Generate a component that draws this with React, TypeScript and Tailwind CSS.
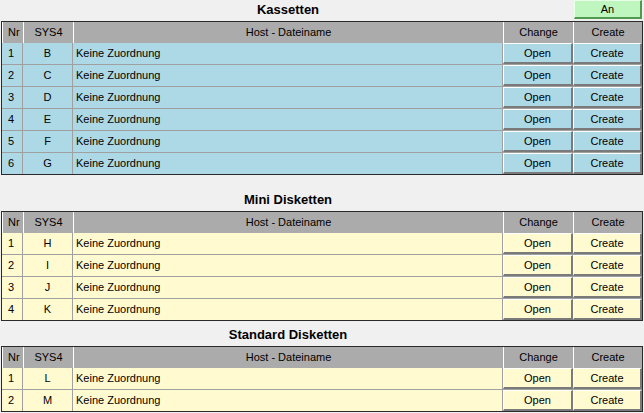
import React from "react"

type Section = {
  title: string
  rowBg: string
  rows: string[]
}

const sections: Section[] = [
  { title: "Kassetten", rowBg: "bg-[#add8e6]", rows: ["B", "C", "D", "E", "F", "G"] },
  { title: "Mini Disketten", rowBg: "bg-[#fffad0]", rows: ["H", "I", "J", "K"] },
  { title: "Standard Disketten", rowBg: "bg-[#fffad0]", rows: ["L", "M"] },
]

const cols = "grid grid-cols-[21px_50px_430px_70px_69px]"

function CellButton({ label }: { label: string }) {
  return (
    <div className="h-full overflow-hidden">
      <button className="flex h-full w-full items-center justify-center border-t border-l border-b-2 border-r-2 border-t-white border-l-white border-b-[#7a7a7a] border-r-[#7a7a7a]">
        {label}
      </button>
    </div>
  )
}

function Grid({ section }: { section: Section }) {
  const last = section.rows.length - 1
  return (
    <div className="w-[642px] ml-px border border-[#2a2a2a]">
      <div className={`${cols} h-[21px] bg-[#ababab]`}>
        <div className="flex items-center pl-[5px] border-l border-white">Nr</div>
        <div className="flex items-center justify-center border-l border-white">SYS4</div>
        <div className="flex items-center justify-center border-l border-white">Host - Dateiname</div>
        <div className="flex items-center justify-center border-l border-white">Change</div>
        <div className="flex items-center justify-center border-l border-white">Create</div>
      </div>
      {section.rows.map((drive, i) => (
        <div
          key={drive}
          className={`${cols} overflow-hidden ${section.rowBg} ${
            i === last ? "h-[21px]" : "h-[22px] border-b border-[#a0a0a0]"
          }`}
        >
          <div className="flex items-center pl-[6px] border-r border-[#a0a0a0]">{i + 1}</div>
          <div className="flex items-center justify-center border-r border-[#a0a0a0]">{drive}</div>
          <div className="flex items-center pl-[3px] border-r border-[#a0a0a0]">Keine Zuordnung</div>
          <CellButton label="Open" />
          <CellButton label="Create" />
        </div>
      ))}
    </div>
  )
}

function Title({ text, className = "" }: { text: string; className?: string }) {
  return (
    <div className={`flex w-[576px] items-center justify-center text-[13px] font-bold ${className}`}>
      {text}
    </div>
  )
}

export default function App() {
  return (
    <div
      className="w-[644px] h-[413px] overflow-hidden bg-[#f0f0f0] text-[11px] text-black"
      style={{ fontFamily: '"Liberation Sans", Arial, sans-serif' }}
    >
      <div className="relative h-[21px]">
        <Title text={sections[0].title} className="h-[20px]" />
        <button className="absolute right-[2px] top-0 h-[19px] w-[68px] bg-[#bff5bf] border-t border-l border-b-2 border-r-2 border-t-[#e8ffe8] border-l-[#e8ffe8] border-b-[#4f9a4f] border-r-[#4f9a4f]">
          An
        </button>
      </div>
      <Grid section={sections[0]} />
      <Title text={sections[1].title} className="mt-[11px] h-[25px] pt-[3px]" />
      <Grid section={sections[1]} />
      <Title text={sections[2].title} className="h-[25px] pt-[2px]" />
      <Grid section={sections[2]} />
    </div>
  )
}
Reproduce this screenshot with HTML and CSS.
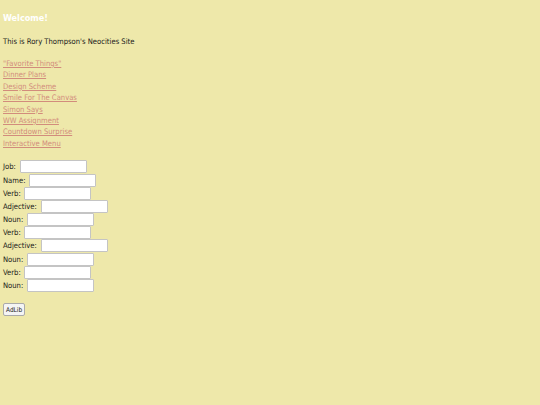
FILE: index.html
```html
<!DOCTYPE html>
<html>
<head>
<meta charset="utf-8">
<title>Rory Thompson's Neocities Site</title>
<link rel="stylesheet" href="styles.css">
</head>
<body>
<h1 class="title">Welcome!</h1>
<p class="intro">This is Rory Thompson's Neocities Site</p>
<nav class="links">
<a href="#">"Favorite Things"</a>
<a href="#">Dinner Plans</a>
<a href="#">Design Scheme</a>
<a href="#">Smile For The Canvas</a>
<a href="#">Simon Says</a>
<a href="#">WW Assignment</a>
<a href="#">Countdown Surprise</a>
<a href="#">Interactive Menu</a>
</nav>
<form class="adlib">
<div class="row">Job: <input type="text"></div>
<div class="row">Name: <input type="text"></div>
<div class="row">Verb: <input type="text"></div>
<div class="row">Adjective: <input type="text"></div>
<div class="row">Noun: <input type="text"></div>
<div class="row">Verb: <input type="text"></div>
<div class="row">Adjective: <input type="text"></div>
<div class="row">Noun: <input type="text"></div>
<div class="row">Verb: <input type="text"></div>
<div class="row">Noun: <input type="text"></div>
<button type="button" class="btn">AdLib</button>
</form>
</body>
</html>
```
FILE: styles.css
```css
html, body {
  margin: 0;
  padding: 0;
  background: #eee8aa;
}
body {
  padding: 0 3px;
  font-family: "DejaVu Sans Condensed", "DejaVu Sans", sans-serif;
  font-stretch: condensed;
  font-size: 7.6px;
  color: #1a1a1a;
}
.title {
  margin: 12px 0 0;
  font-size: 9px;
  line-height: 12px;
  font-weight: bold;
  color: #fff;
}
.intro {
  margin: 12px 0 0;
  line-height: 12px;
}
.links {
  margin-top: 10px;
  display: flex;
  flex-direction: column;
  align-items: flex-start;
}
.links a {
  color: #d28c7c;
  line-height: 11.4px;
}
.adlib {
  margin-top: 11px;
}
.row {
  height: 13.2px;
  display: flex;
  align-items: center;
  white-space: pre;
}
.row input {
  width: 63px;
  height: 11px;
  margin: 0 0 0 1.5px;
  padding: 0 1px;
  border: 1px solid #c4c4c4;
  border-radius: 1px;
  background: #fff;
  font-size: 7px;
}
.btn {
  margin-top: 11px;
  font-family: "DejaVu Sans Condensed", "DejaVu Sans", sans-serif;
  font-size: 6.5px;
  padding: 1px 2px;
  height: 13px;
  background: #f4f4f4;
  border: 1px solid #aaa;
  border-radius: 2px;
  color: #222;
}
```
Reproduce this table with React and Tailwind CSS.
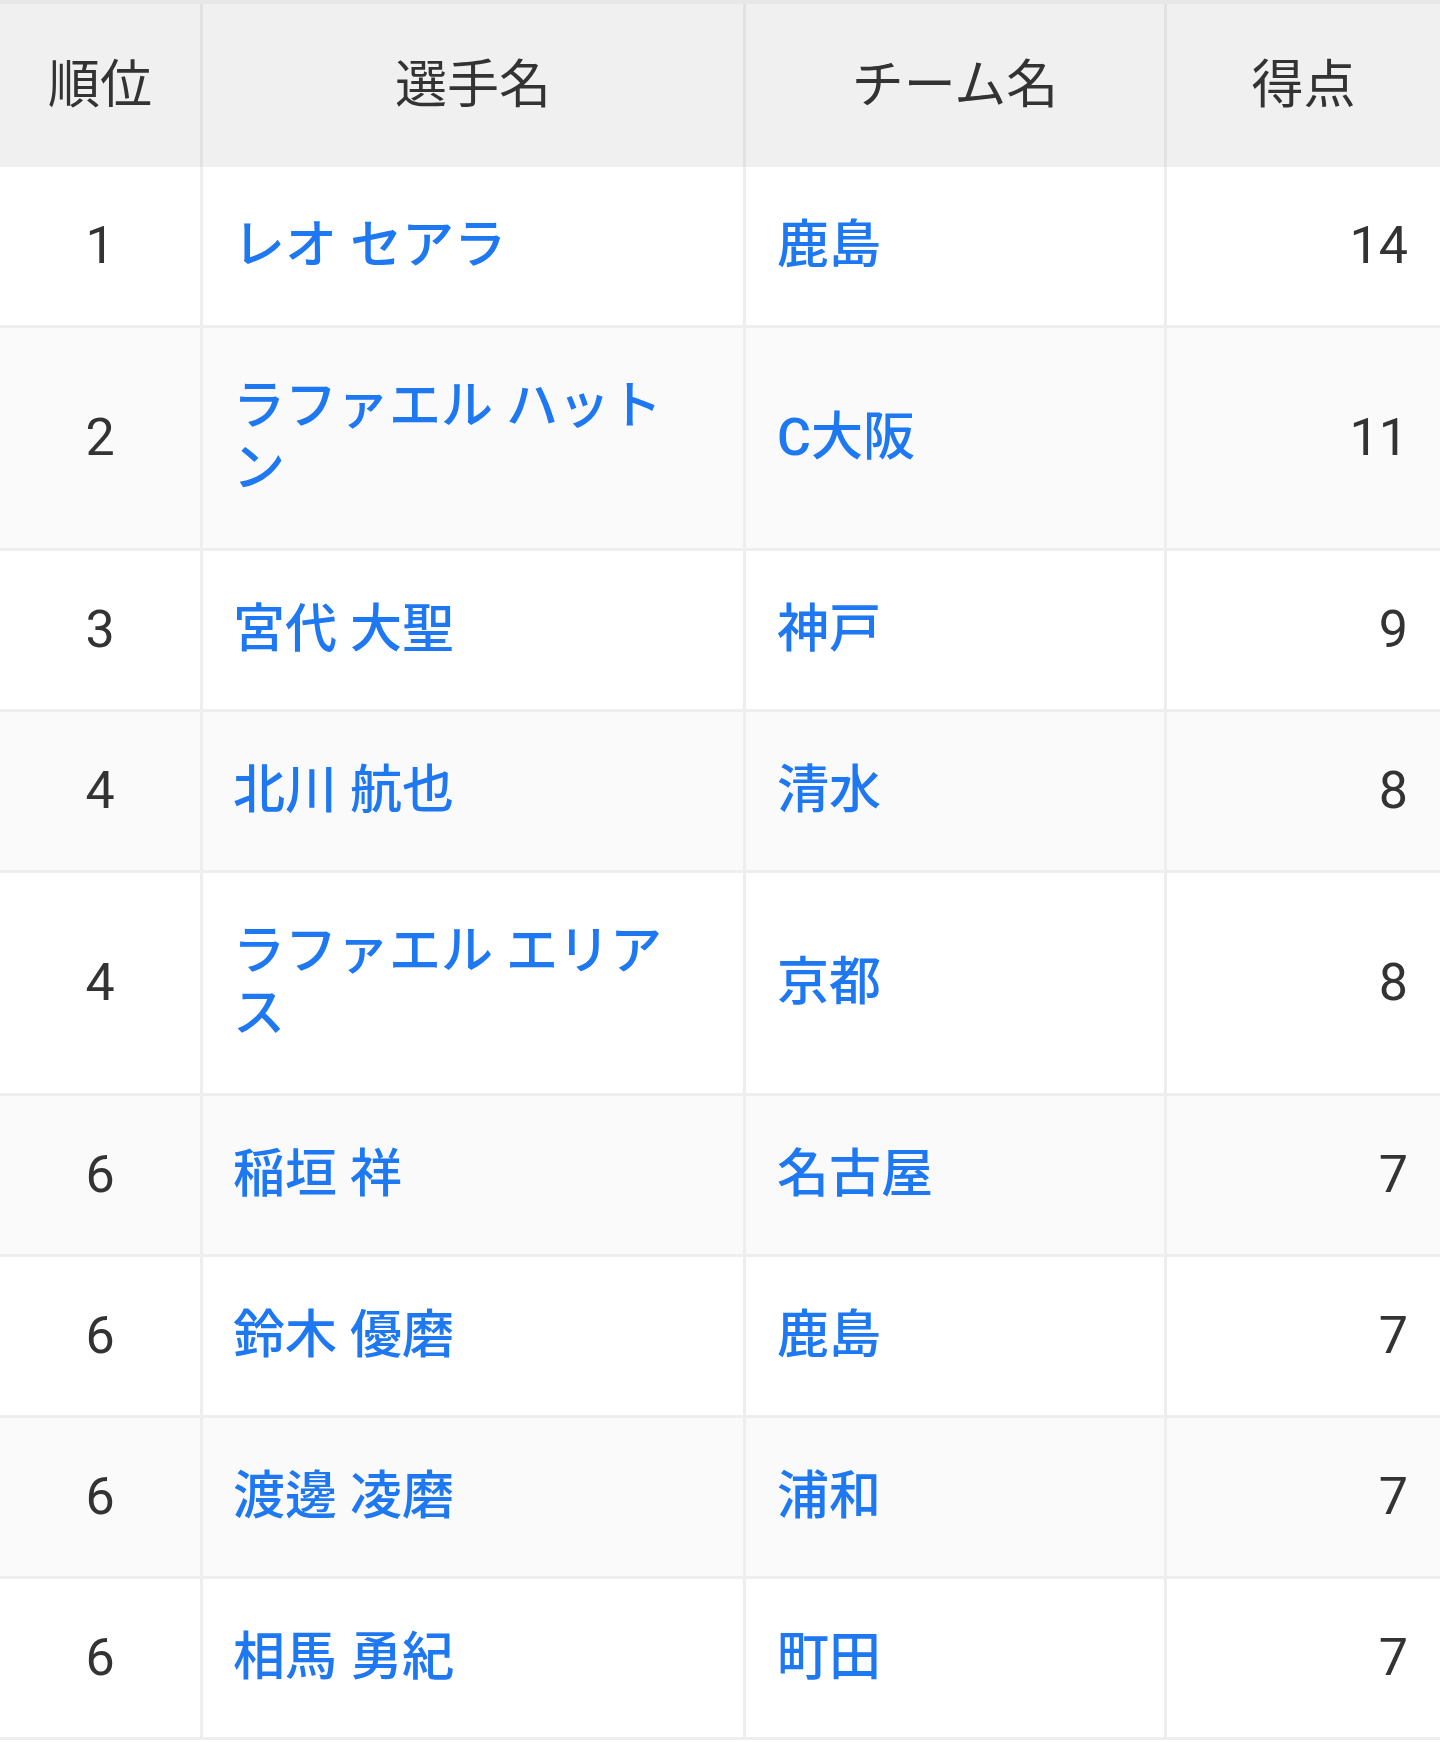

----------------------------------------

Restate the data above exactly, stripping out each image.

■ Solution to this problem:
Generate a component that draws this with React, TypeScript and Tailwind CSS.
import React from "react"

type Section = {
  title: string
  rowBg: string
  rows: string[]
}

const sections: Section[] = [
  { title: "Kassetten", rowBg: "bg-[#add8e6]", rows: ["B", "C", "D", "E", "F", "G"] },
  { title: "Mini Disketten", rowBg: "bg-[#fffad0]", rows: ["H", "I", "J", "K"] },
  { title: "Standard Disketten", rowBg: "bg-[#fffad0]", rows: ["L", "M"] },
]

const cols = "grid grid-cols-[21px_50px_430px_70px_69px]"

function CellButton({ label }: { label: string }) {
  return (
    <div className="h-full overflow-hidden">
      <button className="flex h-full w-full items-center justify-center border-t border-l border-b-2 border-r-2 border-t-white border-l-white border-b-[#7a7a7a] border-r-[#7a7a7a]">
        {label}
      </button>
    </div>
  )
}

function Grid({ section }: { section: Section }) {
  const last = section.rows.length - 1
  return (
    <div className="w-[642px] ml-px border border-[#2a2a2a]">
      <div className={`${cols} h-[21px] bg-[#ababab]`}>
        <div className="flex items-center pl-[5px] border-l border-white">Nr</div>
        <div className="flex items-center justify-center border-l border-white">SYS4</div>
        <div className="flex items-center justify-center border-l border-white">Host - Dateiname</div>
        <div className="flex items-center justify-center border-l border-white">Change</div>
        <div className="flex items-center justify-center border-l border-white">Create</div>
      </div>
      {section.rows.map((drive, i) => (
        <div
          key={drive}
          className={`${cols} overflow-hidden ${section.rowBg} ${
            i === last ? "h-[21px]" : "h-[22px] border-b border-[#a0a0a0]"
          }`}
        >
          <div className="flex items-center pl-[6px] border-r border-[#a0a0a0]">{i + 1}</div>
          <div className="flex items-center justify-center border-r border-[#a0a0a0]">{drive}</div>
          <div className="flex items-center pl-[3px] border-r border-[#a0a0a0]">Keine Zuordnung</div>
          <CellButton label="Open" />
          <CellButton label="Create" />
        </div>
      ))}
    </div>
  )
}

function Title({ text, className = "" }: { text: string; className?: string }) {
  return (
    <div className={`flex w-[576px] items-center justify-center text-[13px] font-bold ${className}`}>
      {text}
    </div>
  )
}

export default function App() {
  return (
    <div
      className="w-[644px] h-[413px] overflow-hidden bg-[#f0f0f0] text-[11px] text-black"
      style={{ fontFamily: '"Liberation Sans", Arial, sans-serif' }}
    >
      <div className="relative h-[21px]">
        <Title text={sections[0].title} className="h-[20px]" />
        <button className="absolute right-[2px] top-0 h-[19px] w-[68px] bg-[#bff5bf] border-t border-l border-b-2 border-r-2 border-t-[#e8ffe8] border-l-[#e8ffe8] border-b-[#4f9a4f] border-r-[#4f9a4f]">
          An
        </button>
      </div>
      <Grid section={sections[0]} />
      <Title text={sections[1].title} className="mt-[11px] h-[25px] pt-[3px]" />
      <Grid section={sections[1]} />
      <Title text={sections[2].title} className="h-[25px] pt-[2px]" />
      <Grid section={sections[2]} />
    </div>
  )
}
Reproduce this screenshot with HTML and CSS.
FILE: index.html
```html
<!DOCTYPE html>
<html>
<head>
<meta charset="utf-8">
<title>Rory Thompson's Neocities Site</title>
<link rel="stylesheet" href="styles.css">
</head>
<body>
<h1 class="title">Welcome!</h1>
<p class="intro">This is Rory Thompson's Neocities Site</p>
<nav class="links">
<a href="#">"Favorite Things"</a>
<a href="#">Dinner Plans</a>
<a href="#">Design Scheme</a>
<a href="#">Smile For The Canvas</a>
<a href="#">Simon Says</a>
<a href="#">WW Assignment</a>
<a href="#">Countdown Surprise</a>
<a href="#">Interactive Menu</a>
</nav>
<form class="adlib">
<div class="row">Job: <input type="text"></div>
<div class="row">Name: <input type="text"></div>
<div class="row">Verb: <input type="text"></div>
<div class="row">Adjective: <input type="text"></div>
<div class="row">Noun: <input type="text"></div>
<div class="row">Verb: <input type="text"></div>
<div class="row">Adjective: <input type="text"></div>
<div class="row">Noun: <input type="text"></div>
<div class="row">Verb: <input type="text"></div>
<div class="row">Noun: <input type="text"></div>
<button type="button" class="btn">AdLib</button>
</form>
</body>
</html>
```
FILE: styles.css
```css
html, body {
  margin: 0;
  padding: 0;
  background: #eee8aa;
}
body {
  padding: 0 3px;
  font-family: "DejaVu Sans Condensed", "DejaVu Sans", sans-serif;
  font-stretch: condensed;
  font-size: 7.6px;
  color: #1a1a1a;
}
.title {
  margin: 12px 0 0;
  font-size: 9px;
  line-height: 12px;
  font-weight: bold;
  color: #fff;
}
.intro {
  margin: 12px 0 0;
  line-height: 12px;
}
.links {
  margin-top: 10px;
  display: flex;
  flex-direction: column;
  align-items: flex-start;
}
.links a {
  color: #d28c7c;
  line-height: 11.4px;
}
.adlib {
  margin-top: 11px;
}
.row {
  height: 13.2px;
  display: flex;
  align-items: center;
  white-space: pre;
}
.row input {
  width: 63px;
  height: 11px;
  margin: 0 0 0 1.5px;
  padding: 0 1px;
  border: 1px solid #c4c4c4;
  border-radius: 1px;
  background: #fff;
  font-size: 7px;
}
.btn {
  margin-top: 11px;
  font-family: "DejaVu Sans Condensed", "DejaVu Sans", sans-serif;
  font-size: 6.5px;
  padding: 1px 2px;
  height: 13px;
  background: #f4f4f4;
  border: 1px solid #aaa;
  border-radius: 2px;
  color: #222;
}
```
Reproduce this table with React and Tailwind CSS.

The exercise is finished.